# Maynard | Harkness | Family | Troublemakers!



## D-B-J (Oct 26, 2014)

Probably my favorite shot from yesterday's family shoot at Harkness park.  These boys were a riot, always causing some sort of "trouble" in the background.  We posed them like this with them smiling, but it just looked... unnatural.  So I told them to mess around, and they knew exactly what to do!

Nikon D800
Nikon 85mm 1.8G
Natural light

I'm still really learning how to use natural light with little/no flash.  For those of you know know my style, you know that I'm a huge off-camera flash user, and I lean on that pretty heavily.  I'm still trying to learn the ins and outs of natural light, how to use a reflector (seems simple, I know... but it's a learning process for me), etc. 

Comments and critiques welcome! I'll likely have a blog post up soon enough. 




&quot;Boys will be Boys&quot; by f_one_eight, on Flickr

Cheers!
Jake


----------



## tirediron (Oct 26, 2014)

Great idea; well captured!


----------



## D-B-J (Oct 26, 2014)

tirediron said:


> Great idea; well captured!




Thanks John!


----------



## D-B-J (Oct 27, 2014)

Bumps


----------



## shmne (Oct 30, 2014)

This isn't my preferred area of photography, and generally as long as the client is happy / you make money off the shoot it really doesn't matter so take my critique with a grain of salt. I'm a demanding CD so please keep an open mind as I walk you through what I see.

Personally the image feels entirely too staged. The idea is cute but none of the subjects feel like they are natural in this picture, the father is awkwardly leaning which is causing him to compensate by tightening muscles and not relaxing. The mother's positioning is not helping by emphasizing her neck, poor posture doesn't help this either but sometimes clients really struggle with posture so that I can understand.

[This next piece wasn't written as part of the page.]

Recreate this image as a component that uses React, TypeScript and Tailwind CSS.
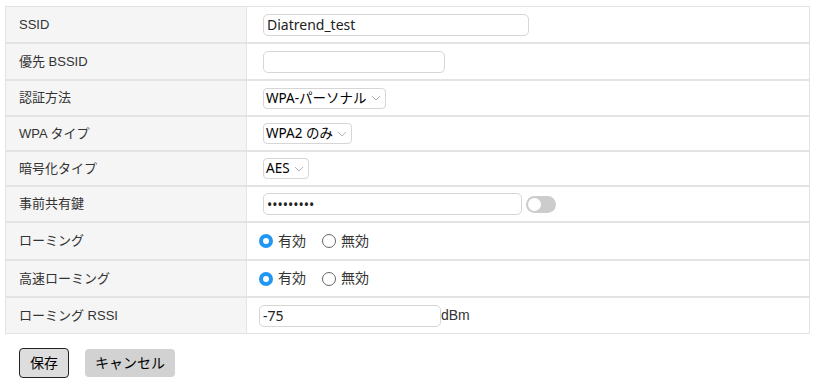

The general rule of if there's two, make them different is really not being followed here (and in my opinion shows why its a good rule to follow). A quick google image search of "portrait of a couple" shows dozens of fantastic examples of how to do this properly. Shoulders visually move straight, legs are uniform, hands are uniform, there is very little interest generated by creating depth in your subjects. Even the two fighting in the background (both with hands around one another's necks) looks staged and uncomfortable because of how identical they are.

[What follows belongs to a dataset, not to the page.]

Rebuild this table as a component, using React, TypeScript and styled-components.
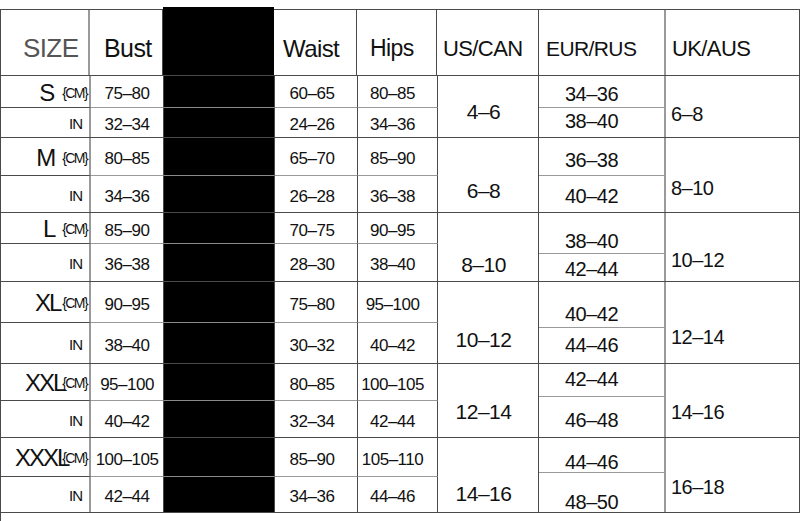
import React from "react";
import styled, { createGlobalStyle } from "styled-components";

const Global = createGlobalStyle`
  html, body { margin: 0; padding: 0; background: #fff; }
  * { box-sizing: border-box; }
  body { font-family: "Liberation Sans", Arial, sans-serif; color: #111; }
`;

const LINE = "#4a4a4a";
const SOFT = "#9a9a9a";

const Table = styled.div`
  width: 800px;
  margin-top: 9px;
  display: flex;
  flex-direction: column;
`;

const HeaderRow = styled.div`
  display: grid;
  grid-template-columns: 90px 73px 111px 83px 80px 102px 127px 134px;
  height: 67px;
  border-top: 1px solid ${LINE};
  border-bottom: 1px solid ${LINE};
`;

const HeadCell = styled.div<{ $pl: number; $size: number; $gray?: boolean; $first?: boolean; $soft?: boolean; $last?: boolean }>`
  display: flex;
  align-items: center;
  justify-content: flex-start;
  padding-left: ${(p) => p.$pl}px;
  padding-top: 12px;
  font-size: ${(p) => p.$size}px;
  letter-spacing: -0.6px;
  color: ${(p) => (p.$gray ? "#555" : "#111")};
  border-right: ${(p) => (p.$soft ? `2px solid ${SOFT}` : `1px solid ${LINE}`)};
  border-left: ${(p) => (p.$first ? `1px solid ${LINE}` : "none")};
  white-space: nowrap;
`;

const BlackHead = styled.div`
  background: #000;
  margin-top: -3px;
`;

const Group = styled.div<{ $h: number }>`
  display: flex;
  height: ${(p) => p.$h}px;
  border-bottom: 1px solid ${LINE};
`;

const Left = styled.div<{ $split: number }>`
  display: grid;
  width: 437px;
  grid-template-columns: 90px 73px 111px 83px 80px;
  grid-template-rows: ${(p) => p.$split}px 1fr;
  border-left: 1px solid ${LINE};
`;

const SizeCell = styled.div<{ $top?: boolean }>`
  display: flex;
  align-items: center;
  justify-content: flex-end;
  padding-right: 2px;
  padding-top: 2px;
  border-right: 2px solid ${SOFT};
  border-bottom: ${(p) => (p.$top ? `1px solid ${LINE}` : "none")};
  white-space: nowrap;
`;

const SizeBig = styled.span`
  font-size: 24px;
  letter-spacing: -2px;
  color: #111;
`;

const Unit = styled.span<{ $ml: number }>`
  font-size: 14px;
  letter-spacing: -1.6px;
  margin-left: ${(p) => p.$ml}px;
  color: #111;
`;

const InLabel = styled.span`
  font-size: 15px;
  letter-spacing: -1px;
  margin-right: 5px;
  color: #111;
`;

const DataCell = styled.div<{ $top?: boolean; $pr?: number }>`
  display: flex;
  align-items: center;
  justify-content: center;
  padding-top: 5px;
  padding-right: ${(p) => p.$pr ?? 0}px;
  font-size: 17px;
  letter-spacing: -0.5px;
  border-right: 1px solid ${LINE};
  border-bottom: ${(p) => (p.$top ? `1px solid ${SOFT}` : "none")};
  white-space: nowrap;
`;

const BlackCell = styled.div<{ $top?: boolean }>`
  background: #000;
  border-right: 1px solid ${LINE};
  border-bottom: ${(p) => (p.$top ? "1px solid #8a8a8a" : "none")};
`;

const UsCell = styled.div<{ $dy: number }>`
  width: 102px;
  display: flex;
  align-items: center;
  justify-content: center;
  padding-right: 8px;
  padding-top: ${(p) => Math.max(0, p.$dy * 2)}px;
  padding-bottom: ${(p) => Math.max(0, -p.$dy * 2)}px;
  font-size: 21px;
  letter-spacing: -0.5px;
  border-right: 1px solid ${LINE};
`;

const EurBlock = styled.div<{ $split: number }>`
  width: 127px;
  display: grid;
  grid-template-rows: ${(p) => p.$split}px 1fr;
  border-right: 2px solid ${SOFT};
`;

const EurCell = styled.div<{ $dy: number; $top?: boolean }>`
  display: flex;
  align-items: center;
  justify-content: center;
  padding-right: 20px;
  padding-top: ${(p) => Math.max(0, p.$dy * 2)}px;
  padding-bottom: ${(p) => Math.max(0, -p.$dy * 2)}px;
  font-size: 20px;
  letter-spacing: -0.5px;
  border-bottom: ${(p) => (p.$top ? `1px solid ${SOFT}` : "none")};
  white-space: nowrap;
`;

const UkCell = styled.div<{ $dy: number }>`
  width: 134px;
  display: flex;
  align-items: center;
  justify-content: flex-start;
  padding-left: 5px;
  padding-top: ${(p) => Math.max(0, p.$dy * 2)}px;
  font-size: 20px;
  letter-spacing: -0.5px;
  border-right: 1px solid ${LINE};
`;

const Footer = styled.div`
  height: 8px;
  border-left: 1px solid ${LINE};
`;

type G = {
  size: string;
  ml: number;
  h: number;
  split: number;
  bust: [string, string];
  waist: [string, string];
  hips: [string, string];
  us: string;
  usDy: number;
  eur: [string, string];
  eurSplit: number;
  eurDy: [number, number];
  uk: string;
  ukDy: number;
};

const groups: G[] = [
  { size: "S", ml: 9, h: 62, split: 32, bust: ["75–80", "32–34"], waist: ["60–65", "24–26"], hips: ["80–85", "34–36"], us: "4–6", usDy: 5, eur: ["34–36", "38–40"], eurSplit: 32, eurDy: [3, -1], uk: "6–8", ukDy: 8 },
  { size: "M", ml: 8, h: 75, split: 38, bust: ["80–85", "34–36"], waist: ["65–70", "26–28"], hips: ["85–90", "36–38"], us: "6–8", usDy: 16, eur: ["36–38", "40–42"], eurSplit: 38, eurDy: [4, 2], uk: "8–10", ukDy: 13 },
  { size: "L", ml: 8, h: 69, split: 31, bust: ["85–90", "36–38"], waist: ["70–75", "28–30"], hips: ["90–95", "38–40"], us: "8–10", usDy: 18, eur: ["38–40", "42–44"], eurSplit: 41, eurDy: [8, 2], uk: "10–12", ukDy: 13 },
  { size: "XL", ml: 2, h: 82, split: 41, bust: ["90–95", "38–40"], waist: ["75–80", "30–32"], hips: ["95–100", "40–42"], us: "10–12", usDy: 17, eur: ["40–42", "44–46"], eurSplit: 46, eurDy: [10, 0], uk: "12–14", ukDy: 15 },
  { size: "XXL", ml: -2, h: 74, split: 37, bust: ["95–100", "40–42"], waist: ["80–85", "32–34"], hips: ["100–105", "42–44"], us: "12–14", usDy: 11, eur: ["42–44", "46–48"], eurSplit: 33, eurDy: [-1, 3], uk: "14–16", ukDy: 12 },
  { size: "XXXL", ml: -6, h: 75, split: 39, bust: ["100–105", "42–44"], waist: ["85–90", "34–36"], hips: ["105–110", "44–46"], us: "14–16", usDy: 19, eur: ["44–46", "48–50"], eurSplit: 35, eurDy: [7, 9], uk: "16–18", ukDy: 12 },
];

export default function App() {
  return (
    <>
      <Global />
      <Table>
        <HeaderRow>
          <HeadCell $pl={22} $size={26} $gray $first $soft>SIZE</HeadCell>
          <HeadCell $pl={14} $size={25}>Bust</HeadCell>
          <BlackHead />
          <HeadCell $pl={9} $size={24}>Waist</HeadCell>
          <HeadCell $pl={13} $size={23}>Hips</HeadCell>
          <HeadCell $pl={6} $size={22}>US/CAN</HeadCell>
          <HeadCell $pl={7} $size={21} $soft>EUR/RUS</HeadCell>
          <HeadCell $pl={6} $size={22} $last>UK/AUS</HeadCell>
        </HeaderRow>
        {groups.map((g) => (
          <Group key={g.size} $h={g.h}>
            <Left $split={g.split}>
              <SizeCell $top>
                <SizeBig>{g.size}</SizeBig>
                <Unit $ml={g.ml}>{"{CM}"}</Unit>
              </SizeCell>
              <DataCell $top>{g.bust[0]}</DataCell>
              <BlackCell $top />
              <DataCell $top $pr={8}>{g.waist[0]}</DataCell>
              <DataCell $top $pr={10}>{g.hips[0]}</DataCell>
              <SizeCell>
                <InLabel>IN</InLabel>
              </SizeCell>
              <DataCell>{g.bust[1]}</DataCell>
              <BlackCell />
              <DataCell $pr={8}>{g.waist[1]}</DataCell>
              <DataCell $pr={10}>{g.hips[1]}</DataCell>
            </Left>
            <UsCell $dy={g.usDy}>{g.us}</UsCell>
            <EurBlock $split={g.eurSplit}>
              <EurCell $top $dy={g.eurDy[0]}>{g.eur[0]}</EurCell>
              <EurCell $dy={g.eurDy[1]}>{g.eur[1]}</EurCell>
            </EurBlock>
            <UkCell $dy={g.ukDy}>{g.uk}</UkCell>
          </Group>
        ))}
        <Footer />
      </Table>
    </>
  );
}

An image like this is a fantastic opportunity to introduce tremendous amounts of depth and interest, personally I feel you failed to create that.

That said, situations like these are often tricky. You come up with an idea on the spot and all the sudden find yourself juggling more than you intended to so certain aspects start to slip. This isn't a bad photo and many people will enjoy seeing it, however there is a lot of room for improvement in it.


----------



## JustJazzie (Oct 30, 2014)

This made me laugh! I really enjoyed it!


----------



## mmaria (Oct 30, 2014)

I really like the photo


----------



## D-B-J (Oct 30, 2014)

shmne said:


> This isn't my preferred area of photography, and generally as long as the client is happy / you make money off the shoot it really doesn't matter so take my critique with a grain of salt. I'm a demanding CD so please keep an open mind as I walk you through what I see.
> 
> Personally the image feels entirely too staged. The idea is cute but none of the subjects feel like they are natural in this picture, the father is awkwardly leaning which is causing him to compensate by tightening muscles and not relaxing. The mother's positioning is not helping by emphasizing her neck, poor posture doesn't help this either but sometimes clients really struggle with posture so that I can understand.
> 
> ...




Thanks for the detailed critique! And you're right, this was a last minute idea, and I do see how it might look staged. I'm still learning a lot about posing, so all of those ideas and things you mentioned definitely help. I agree this shot could have/should have been executed in a better manner... I'll keep at it [emoji5]️[emoji106]

Jake


----------



## gsgary (Oct 31, 2014)

They look like Mr & Mrs Prim and proper does not work for me


----------



## D-B-J (Oct 31, 2014)

gsgary said:


> They look like Mr & Mrs Prim and proper does not work for me



Dressing nicely doesn't work..? Why? What do you suggest would be better? You always seem to criticize but NEVER add CONSTRUCTIVE criticism. Tell me how I can improve rather than bash my work. 

Jake


----------



## gsgary (Oct 31, 2014)

D-B-J said:


> gsgary said:
> 
> 
> > They look like Mr & Mrs Prim and proper does not work for me
> ...


I can't seem to concentrate on mum and dad I find the kids in the background very distracting, they probabiy love it


----------



## D-B-J (Oct 31, 2014)

gsgary said:


> D-B-J said:
> 
> 
> > gsgary said:
> ...



That's the point. This shot wasn't about mom and dad, but about the boys and their goofy personality.


----------



## Lucryster (Oct 31, 2014)

I would of wanted the kids in focus as well.


----------



## D-B-J (Oct 31, 2014)

Lucryster said:


> I would of wanted the kids in focus as well.


Sadly I don't have the option... Should have though...


----------



## Tee (Nov 1, 2014)

Very nice job.  I've photographed at Harkness many times.


----------



## D-B-J (Nov 1, 2014)

Tee said:


> Very nice job.  I've photographed at Harkness many times.



Isn't it a great place?!


----------